Award-winning Spanish theatre company Yllana and Toom Pak are currently performing the UK premiere tour of TRASH! at the Peacock Theatre. Trash! is absolutely Stomp for the next generation. Set in a recycling centre, the workers create percussive magic – and comedy – with waste including propane tanks, umbrellas, balls, toolboxes, horns and bin bags.
TRASH! is created and co-directed by Yllana and Toom Pak. Founded in 1991, Yllana specialises in comedy and physical theatre while Toom Pak specialises in percussion. It comes to the Peacock after a sell-out European tour.
Joyful silliness is at this show’s heart. Audience participation is encouraged, but well-managed, and it is a delightful way to lose oneself in a crowd and find the spirit of your own childhood.

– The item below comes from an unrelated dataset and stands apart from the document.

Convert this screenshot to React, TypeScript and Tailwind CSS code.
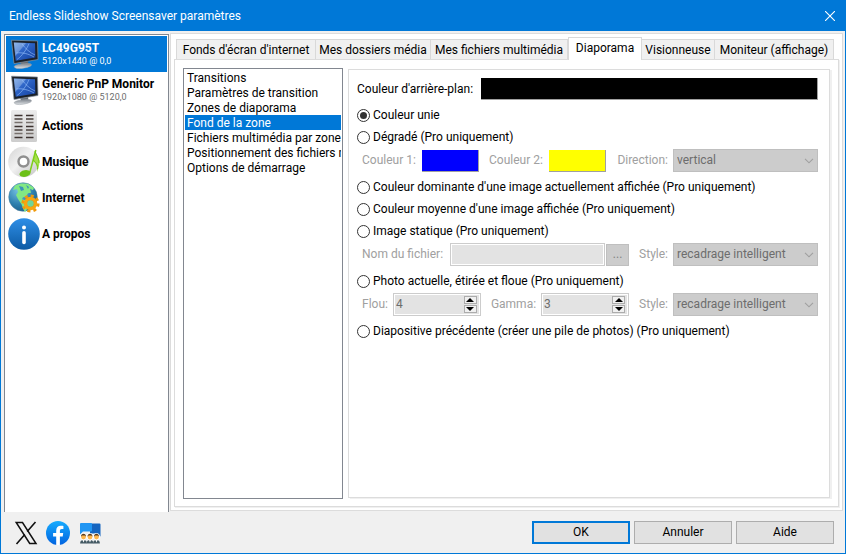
import React, { useState } from "react";

function MonitorIcon() {
  return (
    <svg viewBox="0 0 32 32" className="size-8" aria-hidden="true">
      <defs>
        <linearGradient id="screen" x1="0" y1="0" x2="1" y2="1">
          <stop offset="0" stopColor="#6f9fe0" />
          <stop offset="0.4" stopColor="#2f66c8" />
          <stop offset="1" stopColor="#123f9e" />
        </linearGradient>
        <linearGradient id="foot" x1="0" y1="0" x2="0" y2="1">
          <stop offset="0" stopColor="#7d848c" />
          <stop offset="1" stopColor="#dfe2e5" />
        </linearGradient>
      </defs>
      <path d="M12 24l8-1 .5 3.500-7 1z" fill="#646b73" />
      <path d="M6.500 28c2-1.800 13-3 16-2.200 1.600.6 1.300 1.800-.6 2.600-4 1.700-10 2.600-13 2-2-.4-3.200-1.300-2.400-2.400z" fill="url(#foot)" stroke="#9da2a8" strokeWidth=".5" />
      <path d="M3.500 2.200L29.500 3 30 21.500 6 25.600z" fill="#1b2129" stroke="#8a949f" strokeWidth=".7" />
      <path d="M5.800 4.500L27 5.200 27.400 19.500 7.700 22.800z" fill="url(#screen)" />
      <path d="M5.800 4.500L18 4.900 7.400 18z" fill="#c8dcf6" opacity=".35" />
      <path d="M9 21.500C14 18 19 11 21 5.500M14 6c3 4 8 9 13 11M8 15c6-1 13 1 18 4" stroke="#9dc6ff" strokeWidth=".9" fill="none" opacity=".65" />
    </svg>
  );
}

function ActionsIcon() {
  const rows = [5.5, 9, 12.500, 16.500, 20, 23.500, 27.500];
  return (
    <svg viewBox="0 0 32 32" className="size-8" aria-hidden="true">
      <defs>
        <linearGradient id="sheet" x1="0" y1="0" x2="0" y2="1">
          <stop offset="0" stopColor="#ececec" />
          <stop offset="1" stopColor="#cdcdcd" />
        </linearGradient>
      </defs>
      <rect x="3" y="0" width="26" height="32" rx="1.500" fill="url(#sheet)" />
      {rows.map((y, i) => (
        <path key={y} d={`M6.500 ${y}h8M18 ${y}h7.500`} stroke={i % 3 === 0 ? "#3d3330" : i % 3 === 1 ? "#4a403c" : "#77706c"} strokeWidth="1.300" />
      ))}
    </svg>
  );
}

function MusicIcon() {
  return (
    <svg viewBox="0 0 32 32" className="size-8" aria-hidden="true">
      <defs>
        <linearGradient id="disc" x1="0" y1="0" x2="1" y2="1">
          <stop offset="0" stopColor="#d4d4d4" />
          <stop offset="0.45" stopColor="#f2f2f2" />
          <stop offset="0.6" stopColor="#e2e2e2" />
          <stop offset="1" stopColor="#c6c6c6" />
        </linearGradient>
      </defs>
      <circle cx="15.500" cy="16" r="15.300" fill="url(#disc)" />
      <circle cx="15.500" cy="15.500" r="5" fill="#fff" stroke="#8f8f8f" strokeWidth="2.400" />
      <path d="M27 4.500c.6 4.500 5.500 8 4.400 12.500-.4 4-1.400 7-2.400 9 .4-5.500-.6-8.500-4-11z" fill="#a5e04a" />
      <path d="M27.800 4L21.800 26.500" stroke="#7fce1c" strokeWidth="1.500" />
      <path d="M27 5c1 4 4.500 8 4 12M25 14c3 2 5 5 4.500 9" stroke="#74c816" strokeWidth="1" fill="none" />
      <ellipse cx="17" cy="27.500" rx="5.600" ry="3.300" fill="#6cc018" transform="rotate(-10 17 27.500)" />
    </svg>
  );
}

function InternetIcon() {
  return (
    <svg viewBox="0 0 32 32" className="size-8" aria-hidden="true">
      <defs>
        <radialGradient id="globe" cx=".35" cy=".25" r=".85">
          <stop offset="0" stopColor="#79c4e6" />
          <stop offset="0.6" stopColor="#2d7fae" />
          <stop offset="1" stopColor="#185a85" />
        </radialGradient>
      </defs>
      <circle cx="15" cy="15" r="14.300" fill="url(#globe)" stroke="#4d7f9d" strokeWidth=".5" />
      <path d="M7 3.500l6-2 7 .3 6 4-1 2.500-3-1.500 1 4-3 .5-2 3.500-3 .5-1 2 4 1 2 3-1 6-2 3-2-4-1.500-4L10 17l-2-4 2-3-1-3-4 1z" fill="#82e884" />
      <path d="M11 4l4 1 1 3-3 1zM18 3l3 2-1 2z" fill="#3c94b8" />
      <circle cx="22.500" cy="21.500" r="3.500" fill="#6fd69a" />
      <circle cx="22.500" cy="21.500" r="5" fill="none" stroke="#f6a511" strokeWidth="3.600" />
      <circle cx="22.500" cy="21.500" r="7.800" fill="none" stroke="#f09a0c" strokeWidth="2.600" strokeDasharray="3.060 3.060" />
    </svg>
  );
}

function InfoIcon() {
  return (
    <svg viewBox="0 0 32 32" className="size-8" aria-hidden="true">
      <defs>
        <linearGradient id="info" x1="0" y1="0" x2="0" y2="1">
          <stop offset="0" stopColor="#2e8ee6" />
          <stop offset="1" stopColor="#0c5aa3" />
        </linearGradient>
      </defs>
      <circle cx="16" cy="16" r="15.800" fill="url(#info)" />
      <circle cx="16" cy="9.500" r="2" fill="#fff" />
      <path d="M16 14.800v9.700" stroke="#fff" strokeWidth="3.600" strokeLinecap="round" />
    </svg>
  );
}

function XLogo() {
  return (
    <svg viewBox="0 0 24 24" className="size-6" aria-hidden="true">
      <path d="M2.200 1.500h6.300l13.500 21h-6.300z" fill="#f0f0f0" stroke="#111" strokeWidth="1.500" />
      <path d="M21.500 1L13.200 10.600M10.800 13.400L2.500 23" stroke="#111" strokeWidth="1.600" />
    </svg>
  );
}

function FacebookLogo() {
  return (
    <svg viewBox="0 0 24 24" className="size-6" aria-hidden="true">
      <defs>
        <linearGradient id="fb" x1="0" y1="0" x2="0" y2="1">
          <stop offset="0" stopColor="#18acfe" />
          <stop offset="1" stopColor="#0163e0" />
        </linearGradient>
      </defs>
      <circle cx="12" cy="12" r="12" fill="url(#fb)" />
      <path d="M16.700 15.500l.5-3.500h-3.300V9.800c0-1 .5-1.900 2-1.900h1.500v-3s-1.400-.2-2.700-.2c-2.700 0-4.500 1.700-4.500 4.700V12H7.100v3.500h3.100v8.400a12 12 0 0 0 3.700 0v-8.400z" fill="#fff" />
    </svg>
  );
}

function ForumIcon() {
  return (
    <svg viewBox="0 0 24 24" className="size-6" aria-hidden="true">
      <path d="M12 2.500h9.500a1 1 0 0 1 1 1v12l-3-3H12z" fill="#1565c0" />
      <path d="M3 2h10a1 1 0 0 1 1 1v6.500a1 1 0 0 1-1 1H5l-3 3V3a1 1 0 0 1 1-1z" fill="#2196f3" />
      {[5.500, 12, 18.500].map((x) => (
        <g key={x}>
          <circle cx={x} cy="15.600" r="3.400" fill="#fff" />
          <path d={`M${x - 3.400} 22.500c0-2.600 1.400-3.500 3.400-3.500s3.400.9 3.400 3.500z`} fill="#455a64" />
          <path d={`M${x - 1.300} 18.500h2.600l-1.300 3z`} fill="#fff" />
          <circle cx={x} cy="16" r="2.400" fill="#ffb74d" />
          <path d={`M${x - 2.500} 15.800c-.3-4 5.300-4 5 0l-1-1.300h-3z`} fill="#5a3a1c" />
        </g>
      ))}
    </svg>
  );
}

const sections = [
  { title: "LC49G95T", detail: "5120x1440 @ 0,0", icon: <MonitorIcon /> },
  { title: "Generic PnP Monitor", detail: "1920x1080 @ 5120,0", icon: <MonitorIcon /> },
  { title: "Actions", icon: <ActionsIcon /> },
  { title: "Musique", icon: <MusicIcon /> },
  { title: "Internet", icon: <InternetIcon /> },
  { title: "A propos", icon: <InfoIcon /> },
];

const tabs = [
  { label: "Fonds d'écran d'internet", width: "w-[140px]" },
  { label: "Mes dossiers média", width: "w-[115px]" },
  { label: "Mes fichiers multimédia", width: "w-[137px]" },
  { label: "Diaporama", width: "w-[74px]" },
  { label: "Visionneuse", width: "w-[73px]" },
  { label: "Moniteur (affichage)", width: "w-[119px]" },
];

const topics = [
  "Transitions",
  "Paramètres de transition",
  "Zones de diaporama",
  "Fond de la zone",
  "Fichiers multimédia par zone",
  "Positionnement des fichiers multimédia",
  "Options de démarrage",
];

function Swatch({ id, color, className }: { id: string; color: string; className: string }) {
  return (
    <input
      id={id}
      type="color"
      defaultValue={color}
      className={`block h-[22px] appearance-none self-end border-r border-b border-[#a0a0a0] p-0 [&::-webkit-color-swatch]:rounded-none [&::-webkit-color-swatch]:border-0 [&::-webkit-color-swatch-wrapper]:p-0 ${className}`}
    />
  );
}

function Choice({ label, value, selected, onSelect }: { label: string; value: string; selected: string; onSelect: (v: string) => void }) {
  return (
    <label className="flex h-[22px] items-center gap-[3px] whitespace-nowrap">
      <input
        type="radio"
        name="background"
        value={value}
        checked={selected === value}
        onChange={() => onSelect(value)}
        className="grid size-[13px] shrink-0 appearance-none place-items-center rounded-full border border-[#333] bg-white checked:before:size-[7px] checked:before:rounded-full checked:before:bg-[#333]"
      />
      {label}
    </label>
  );
}

function DisabledSelect({ id, value }: { id: string; value: string }) {
  return (
    <div className="relative w-[145px] shrink-0">
      <select id={id} disabled className="block h-[23px] w-full appearance-none border border-[#bfbfbf] bg-[#ccc] px-[3px] text-[#6d6d6d] opacity-100">
        <option>{value}</option>
      </select>
      <svg viewBox="0 0 10 6" className="pointer-events-none absolute top-[9px] right-1 h-1.5 w-2.5" aria-hidden="true">
        <path d="M1 .8l4 4 4-4" fill="none" stroke="#a0a0a0" strokeWidth="1.100" />
      </svg>
    </div>
  );
}

function Spinner({ id, value }: { id: string; value: string }) {
  return (
    <div className="flex h-[23px] w-[88px] shrink-0 items-center border border-[#ccc] bg-white p-px">
      <input id={id} disabled defaultValue={value} className="h-full w-full min-w-0 flex-1 bg-[#e3e3e3] px-px pb-0.5 text-[#6d6d6d]" />
      <div className="flex h-full flex-col justify-center gap-px bg-[#e3e3e3] pr-0.5">
        <button type="button" aria-label="Augmenter" className="grid h-2 w-[13px] place-items-center border border-[#acacac] bg-[#f0f0f0]">
          <svg viewBox="0 0 8 4" className="h-1 w-2"><path d="M0 4l4-4 4 4z" /></svg>
        </button>
        <button type="button" aria-label="Diminuer" className="grid h-2 w-[13px] place-items-center border border-[#acacac] bg-[#f0f0f0]">
          <svg viewBox="0 0 8 4" className="h-1 w-2"><path d="M0 0l4 4 4-4z" /></svg>
        </button>
      </div>
    </div>
  );
}

const subRow = "mt-px mb-1 flex h-[23px] items-center pl-[5px] text-[#a0a0a0] whitespace-nowrap";

export default function App() {
  const [section, setSection] = useState(0);
  const [tab, setTab] = useState(3);
  const [topic, setTopic] = useState(3);
  const [background, setBackground] = useState("solid");

  return (
    <div className="flex min-h-screen flex-col border border-[#0078d7] bg-[#f0f0f0] font-[Roboto,'Noto_Sans',sans-serif] text-[12px] leading-[15px] text-black">
      <header className="flex h-[30px] shrink-0 items-center justify-between bg-[#0078d7] pr-2.5 pl-2 text-white">
        <h1>Endless Slideshow Screensaver paramètres</h1>
        <button type="button" aria-label="Fermer">
          <svg viewBox="0 0 10 10" className="size-2.5"><path d="M0 0l10 10M10 0L0 10" stroke="#fff" strokeWidth="1.100" /></svg>
        </button>
      </header>

      <main className="flex min-h-0 flex-1 gap-px pr-0.5 pl-[3px]">
        <nav className="mt-[3px] w-[165px] shrink-0 border border-b-0 border-[#828790] bg-white p-px">
          {sections.map((s, i) => (
            <button
              key={s.title}
              type="button"
              onClick={() => setSection(i)}
              className={`flex h-9 w-full items-center gap-0.5 pl-0.5 text-left whitespace-nowrap ${i === section ? "bg-[#0078d7] text-white" : ""}`}
            >
              {s.icon}
              <span className="flex flex-col">
                <span className="font-bold">{s.title}</span>
                {s.detail && <span className={`text-[9px] leading-[11px] ${i === section ? "" : "text-[#6d6d6d]"}`}>{s.detail}</span>}
              </span>
            </button>
          ))}
        </nav>

        <div className="mt-0.5 mb-px flex min-w-0 flex-1 flex-col border border-[#dcdcdc] bg-white p-[3px]">
          <div role="tablist" className="flex h-[22px] items-end pl-0.5">
            {tabs.map((t, i) => (
              <button
                key={t.label}
                type="button"
                role="tab"
                aria-selected={i === tab}
                onClick={() => setTab(i)}
                className={`flex items-center justify-center border border-[#d9d9d9] whitespace-nowrap ${t.width} ${
                  i === tab ? "z-10 -mb-px h-[23px] border-b-0 bg-white pb-0.5" : "h-5 border-b-0 bg-[#f0f0f0] pt-px"
                } ${i === 0 || i === tab ? "" : "border-l-0"}`}
              >
                {t.label}
              </button>
            ))}
          </div>

          <div role="tabpanel" className="flex min-h-0 flex-1 gap-[5px] border border-[#dcdcdc] px-2 pt-2 pb-[7px] shadow-[1px_1px_0_#f0f0f0]">
            <ul className="w-[160px] shrink-0 overflow-hidden border border-[#828790] p-px">
              {topics.map((t, i) => (
                <li key={t}>
                  <button
                    type="button"
                    onClick={() => setTopic(i)}
                    className={`block h-[15px] w-full overflow-hidden pl-0.5 text-left leading-[17px] whitespace-nowrap ${i === topic ? "bg-[#0078d7] text-white" : ""}`}
                  >
                    {t}
                  </button>
                </li>
              ))}
            </ul>

            <section className="my-px min-w-0 flex-1 border border-[#dcdcdc] pt-2 pr-[11px] pl-2 shadow-[2px_1px_0_#f0f0f0]">
              <div className="mb-1 flex items-center gap-2 whitespace-nowrap">
                <label htmlFor="bg-color">Couleur d'arrière-plan:</label>
                <Swatch id="bg-color" color="#000000" className="min-w-0 flex-1" />
              </div>

              <Choice label="Couleur unie" value="solid" selected={background} onSelect={setBackground} />
              <Choice label="Dégradé (Pro uniquement)" value="gradient" selected={background} onSelect={setBackground} />
              <div className={subRow}>
                <label htmlFor="color-1" className="w-[60px]">Couleur 1:</label>
                <Swatch id="color-1" color="#0000ff" className="w-[57px]" />
                <label htmlFor="color-2" className="ml-2.5 w-[60px]">Couleur 2:</label>
                <Swatch id="color-2" color="#ffff00" className="w-[57px]" />
                <label htmlFor="direction" className="ml-auto pr-[5px]">Direction:</label>
                <DisabledSelect id="direction" value="vertical" />
              </div>

              <Choice label="Couleur dominante d'une image actuellement affichée (Pro uniquement)" value="dominant" selected={background} onSelect={setBackground} />
              <Choice label="Couleur moyenne d'une image affichée (Pro uniquement)" value="average" selected={background} onSelect={setBackground} />
              <Choice label="Image statique (Pro uniquement)" value="static" selected={background} onSelect={setBackground} />
              <div className={subRow}>
                <label htmlFor="file" className="pr-[7px]">Nom du fichier:</label>
                <div className="h-[23px] min-w-0 flex-1 border border-[#ccc] bg-white p-px">
                  <input id="file" disabled className="block h-full w-full bg-[#e3e3e3]" />
                </div>
                <button type="button" disabled aria-label="Parcourir" className="ml-px h-[22px] w-[23px] border border-[#bfbfbf] bg-[#ccc] text-[#838383]">...</button>
                <label htmlFor="static-style" className="ml-2.5 pr-[5px]">Style:</label>
                <DisabledSelect id="static-style" value="recadrage intelligent" />
              </div>

              <Choice label="Photo actuelle, étirée et floue (Pro uniquement)" value="blurred" selected={background} onSelect={setBackground} />
              <div className={subRow}>
                <label htmlFor="blur" className="pr-[5px]">Flou:</label>
                <Spinner id="blur" value="4" />
                <label htmlFor="gamma" className="ml-auto pr-[5px]">Gamma:</label>
                <Spinner id="gamma" value="3" />
                <label htmlFor="blur-style" className="ml-2.5 pr-[5px]">Style:</label>
                <DisabledSelect id="blur-style" value="recadrage intelligent" />
              </div>

              <Choice label="Diapositive précédente (créer une pile de photos) (Pro uniquement)" value="previous" selected={background} onSelect={setBackground} />
            </section>
          </div>
        </div>
      </main>

      <footer className="flex h-[41px] shrink-0 items-center justify-between pr-[11px] pl-[13px]">
        <div className="flex gap-2">
          <a href="#x" aria-label="X"><XLogo /></a>
          <a href="#facebook" aria-label="Facebook"><FacebookLogo /></a>
          <a href="#forum" aria-label="Forum"><ForumIcon /></a>
        </div>
        <div className="flex gap-1">
          <button type="button" className="h-[23px] w-[98px] border-2 border-[#0078d7] bg-[#e1e1e1]">OK</button>
          <button type="button" className="h-[23px] w-[98px] border border-[#adadad] bg-[#e1e1e1]">Annuler</button>
          <button type="button" className="h-[23px] w-[98px] border border-[#adadad] bg-[#e1e1e1]">Aide</button>
        </div>
      </footer>
    </div>
  );
}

The cast (Aka Thiemele, Bruno Alves, Fran Mark and Gorka Gonzalez) have a physicality that suggests a background both in dance and in clowning. Feats such as throwing and bouncing tyres, balls and umbrellas are extremely well-executed with a seeming ease that belies their difficulty.
I spent my journey home pondering. To play Fur Elise by Beethoven, they must have tuned either the bottles or the hard hats. But how? If it was the identical-looking bottles, how did they get the right ones? It was intriguing and cunning and wonderful. I suspect many households are full of children experimenting with otherwise discarded items today.

Children can be a tough crowd to keep in control and focused. (Trust me, I am a teacher, so I know!) The half term audience of children, parents and grandparents were transfixed, amused and following every instruction with a focus I can only envy.
One missed opportunity here is that it could perhaps have had a clearer eco-message. The recycling centre setting seems to lend itself to this but this was not built upon. The voice-overs explaining the recycling process being gone through were perhaps intended to address this but with their focus on sound did not really do so.
Seeing Stomp all those decades ago, it was surprising and unique. This cannot be said here, if you are an adult, as that is now a well trodden path. But for children – its intended audience – this is a hugely innovative and pleasurable piece of theatre. For the adults coming along for the ride, there is lots to enjoy, too.